SANTIAGO – A large iceberg has broken off the Grey glacier in southern Chile in a rare incident in two decades.
Grey glacier is located in the Southern Patagonian ice field, just west of the Cordillera del Paine. Before dividing in two at its front end, the glacier is 6km wide and more than 30m high.
Chile’s Conaf forestry service shared photos on social media of the enormous block of blue-white ice, which measured 350m (1,148ft) long by 380m (1,247ft) wide, as it floated free in waters of a glacial lagoon near the southern tip of the South American continent.
Guardaparques CONAF reportan desprendimiento de gran masa de hielo en Glaciar Grey, del Parque Torres del Paine: se estudian sus causas. pic.twitter.com/CknBkGHYlI
— CONAF (@conaf_minagri) November 28, 2017
Park officials at Chile’s Torres del Paine National Park, home to the glacier, said such ruptures were rare and had not occurred since the early 1990s. The cause of the rupture was unclear, the officials added.
Dr Ricardo Jaña, a glaciologist from the Chilean Antarctic Institute, said the iceberg was bigger than expected.
“This is a situation we had anticipated, but the most singular and anecdotal thing is that it is an iceberg of much larger dimensions, which is notable.”
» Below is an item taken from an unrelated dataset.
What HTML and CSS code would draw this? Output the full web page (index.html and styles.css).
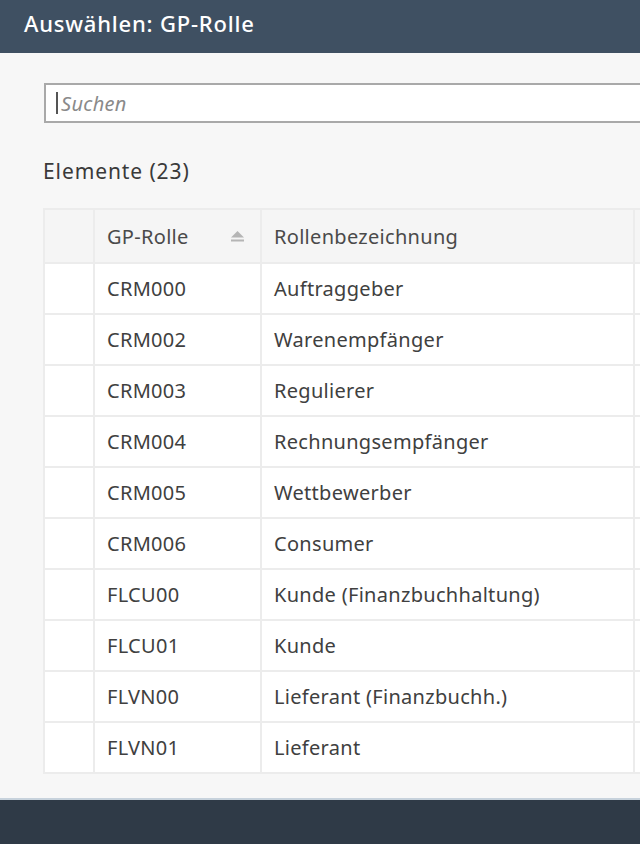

Desprendimiento en el glaciar Grey. Glaciólogo Ricardo Jaña: El hielo se ve compacto y consistente" https://t.co/WKwwSUtJm7 @Minrel_Chile @MMAChile @conaf_minagri @umagallanes pic.twitter.com/QEG6MwtaCO
— INACH (@inach_gob) November 28, 2017
Torres del Paine is one of Chile’s most popular tourist attractions, famous for its mountain views and visited by more than 115,000 tourists every year, according to Conaf.
It has also been named as the fifth most beautiful place in the world by National Geographic and the 8th Wonder of the World by TripAdvisor after a four-month contest in which people voted on 330 locations.